First, knowing that entrepreneurs are preoccupied with creating more success, increasing sales and profits and having more time off, make it your job to help them get what they want.
Or more specifically – help them get information that helps them get what they want. Second, end the one-on-ones, and instead exponentially increase your visibility and leverage by bringing all your potential partners together. Are you beginning to see what I’m talking about here? The strategy I have in mind is simple.
Put together a small group meeting and invite a dozen or so of local entrepreneurs and professionals. One important detail – make the events exciting to attend.

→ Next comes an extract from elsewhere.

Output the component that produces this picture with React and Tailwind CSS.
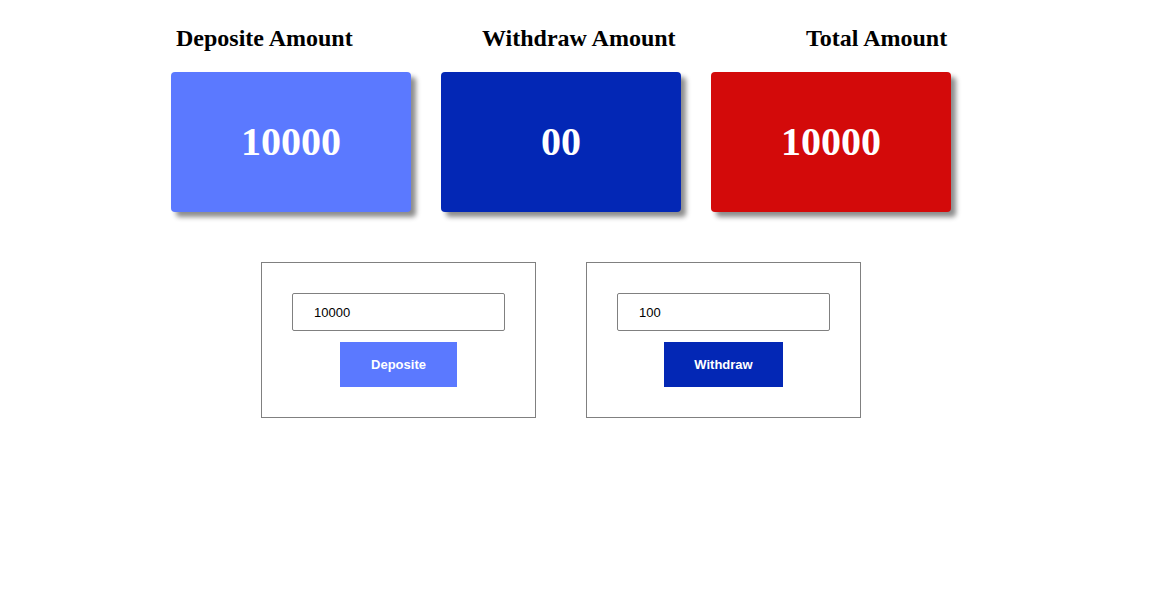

No one wants to show up for a 60-minute pitch for your businesses. Here are a few suggestions: 1. Invite a local marketing expert to share a few tips on more effective promotional strategies. 2. Bring in a real estate investment advisor who can teach professionals how to develop sources of passive revenue. 3. Invite an asset attorney, who can talk about asset protection strategies for small business owners. 4. Locate a local “cash flow” game trainer to facilitate this fun game for your group. 5. Once you get started, ask the participants of your group what they would like to learn more about and simply find a person who can teach on that topic. Does it work? You bet! Because you follow both premises of good marketing: you care about them first and you leverage your investment of time, money and effort by introducing yourself to many people at the same time. You put yourself in a position of a trusted advisor, leader, someone who knows, cares and wants to help. When members of your group come across someone looking for the type of service you provide do you think they will be more likely to send business your way or to someone who “begged” them for referrals over a lunch? The choice is clear, isn’t it? Are you thinking that it’s too much work? Think again. Look at it this way: each lunch or “cup of coffee” meeting takes you about 3 hours – and that’s to meet just one person!
Doesn’t it make more sense to take five to eight hours a month and organize just one meeting where you have eight to 12 people? And, remember this: hosting this small “entrepreneurs’ forum” automatically gives you more visibility and positions you as a person with greater prestige and influence.
So what’s next? I guess you have to pick the date for the first “entrepreneur’s forum”, and get busy sending out a few invites.